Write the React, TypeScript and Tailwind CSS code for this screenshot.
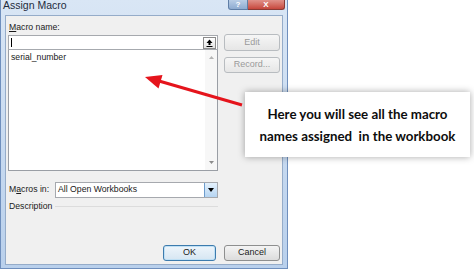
import React from 'react';

const dlgFont = { fontFamily: '"Liberation Sans", Arial, sans-serif' };

const Btn: React.FC<{ label: React.ReactNode; disabled?: boolean; primary?: boolean; className?: string }> = ({
  label,
  disabled,
  primary,
  className = '',
}) => (
  <div
    className={`flex items-center justify-center rounded-[3px] border text-[9px] ${
      disabled
        ? 'border-[#b8bcc0] bg-gradient-to-b from-[#f6f6f6] to-[#e6e6e6] text-[#9a9a9a]'
        : primary
        ? 'border-[#3d7bad] bg-gradient-to-b from-[#eef5fb] to-[#d6e6f2] text-[#1a1a1a] shadow-[inset_0_0_0_1px_#bfe0f5]'
        : 'border-[#8e8f8f] bg-gradient-to-b from-[#f4f4f4] to-[#dcdcdc] text-[#1a1a1a]'
    } ${className}`}
  >
    {label}
  </div>
);

const App: React.FC = () => {
  return (
    <div className="relative w-[474px] h-[272px] overflow-hidden bg-white" style={dlgFont}>
      {/* dialog window */}
      <div className="flex flex-col w-[288px] h-[269px] bg-gradient-to-b from-[#d9e6f5] to-[#b9d0ec] border-x border-b border-[#6f8fbd] px-[4px] pb-[3px]">
        <div className="flex h-[15px] items-start justify-between">
          <span className="-mt-[1px] ml-[-2px] text-[10.5px] leading-[12px] text-[#1e2b3c]">Assign Macro</span>
          <div className="flex mr-[-2px]">
            <div className="flex h-[10px] w-[20px] items-end justify-center rounded-bl-[3px] border border-t-0 border-[#5f7ea6] bg-gradient-to-b from-[#b9cde6] to-[#8eabd0]">
              <span className="text-[8px] leading-[8px] font-bold text-white">?</span>
            </div>
            <div className="flex h-[10px] w-[37px] items-end justify-center rounded-br-[3px] border border-l-0 border-t-0 border-[#8a3a34] bg-gradient-to-b from-[#e0918a] to-[#c6463c]">
              <span className="text-[8px] leading-[8px] font-bold text-white">X</span>
            </div>
          </div>
        </div>

        <div className="flex flex-1 flex-col border border-[#95acc9] bg-[#f0f0f0] px-[2px] pt-[6px] pb-[3px] text-[#1a1a1a]">
          <div className="text-[8.7px] leading-[11px] pl-[1px]">
            <span className="underline">M</span>acro name:
          </div>

          <div className="flex mt-[2px]">
            <div className="flex w-[210px] flex-col">
              <div className="flex h-[15px] items-center border border-[#a6a9ae] bg-white pl-[2px] pr-[1px]">
                <div className="h-[9px] w-px bg-black" />
                <div className="flex-1" />
                <div className="flex h-[12px] w-[13px] items-center justify-center border border-[#8b8b8b] bg-gradient-to-b from-white to-[#e4e4e4]">
                  <svg width="7" height="8" viewBox="0 0 7 8">
                    <path d="M3.5 0.5 L6.5 4 L4.5 4 L4.5 6 L2.5 6 L2.5 4 L0.5 4 Z" fill="#000" />
                    <rect x="0.5" y="7" width="6" height="1" fill="#000" />
                  </svg>
                </div>
              </div>
              <div className="flex h-[121px] border border-t-0 border-[#9a9ea5] bg-white">
                <div className="flex-1 pl-[2px] pt-[2px] text-[8.7px] leading-[11px]">serial_number</div>
                <div className="flex w-[12px] flex-col items-center justify-between bg-[#f7f7f7] py-[6px]">
                  <svg width="5" height="3" viewBox="0 0 5 3">
                    <path d="M0 3 L2.5 0 L5 3 Z" fill="#b4b4b4" />
                  </svg>
                  <svg width="5" height="3" viewBox="0 0 5 3">
                    <path d="M0 0 L2.5 3 L5 0 Z" fill="#8c8c8c" />
                  </svg>
                </div>
              </div>
            </div>
            <div className="ml-[6px] flex w-[56px] flex-col -mt-[1px]">
              <Btn label="Edit" disabled className="h-[17px]" />
              <Btn label="Record..." disabled className="mt-[6px] h-[16px]" />
            </div>
          </div>

          <div className="mt-[11px] flex h-[16px] w-[210px] items-center">
            <div className="w-[47px] text-[8.7px] pl-[1px]">
              M<span className="underline">a</span>cros in:
            </div>
            <div className="flex h-[16px] flex-1 items-center border border-[#a6a9ae] bg-white pl-[2px]">
              <span className="flex-1 text-[8.7px]">All Open Workbooks</span>
              <div className="flex h-[14px] w-[13px] items-center justify-center border-l border-[#6d9ccc] bg-gradient-to-b from-[#e4f1fc] to-[#b6d5f2]">
                <svg width="6" height="4" viewBox="0 0 6 4">
                  <path d="M0 0 L6 0 L3 4 Z" fill="#000" />
                </svg>
              </div>
            </div>
          </div>

          <div className="mt-[3px] flex w-[210px] items-center">
            <span className="text-[8.7px] leading-[11px] pl-[1px]">Description</span>
            <div className="ml-[3px] h-px flex-1 bg-[#dcdcdc]" />
          </div>

          <div className="flex-1" />

          <div className="flex">
            <div className="flex w-[210px] justify-end">
              <Btn label="OK" primary className="h-[16px] w-[53px] mr-[2px]" />
            </div>
            <Btn label="Cancel" className="ml-[6px] h-[16px] w-[56px]" />
          </div>
        </div>
      </div>

      {/* callout */}
      <div className="absolute left-[245px] top-[92px] flex h-[65px] w-[225px] flex-col items-center justify-center bg-white shadow-[0_0_7px_rgba(0,0,0,0.35)]">
        <div
          className="text-center text-[13.3px] font-bold leading-[22px] text-[#0d0d0d] whitespace-pre"
          style={{ fontFamily: 'Lato, "Open Sans", sans-serif' }}
        >
          {'Here you will see all the macro\nnames assigned  in the workbook'}
        </div>
      </div>

      {/* red arrow */}
      <svg className="absolute left-0 top-0" width="474" height="272" viewBox="0 0 474 272">
        <line x1="242" y1="105" x2="159" y2="81" stroke="#e5141c" strokeWidth="3" />
        <polygon points="145,77 162.5,75 158.5,88.5" fill="#e5141c" />
      </svg>
    </div>
  );
};

export default App;
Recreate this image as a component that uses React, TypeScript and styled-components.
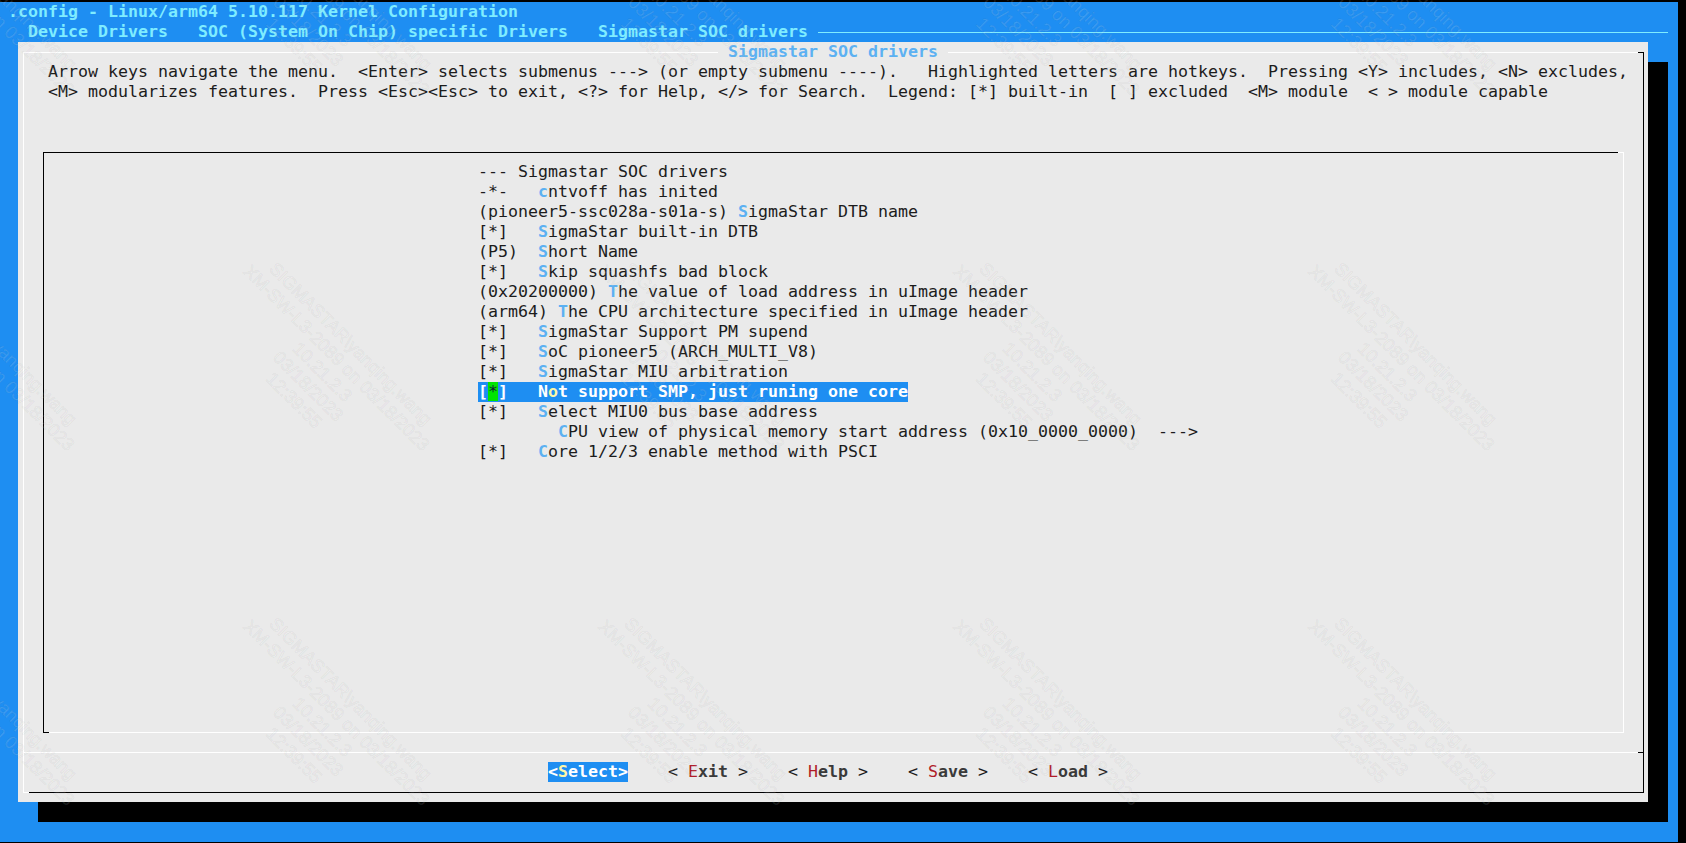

□ □ □

-- DIRECTIONS FOR THIS TASK --
From the data, pick out every line that includes "TypeScript".

-- REPLY --
Write the React, TypeScript and Tailwind CSS code for this screenshot.
Recreate this image as a component that uses React, TypeScript and styled-components.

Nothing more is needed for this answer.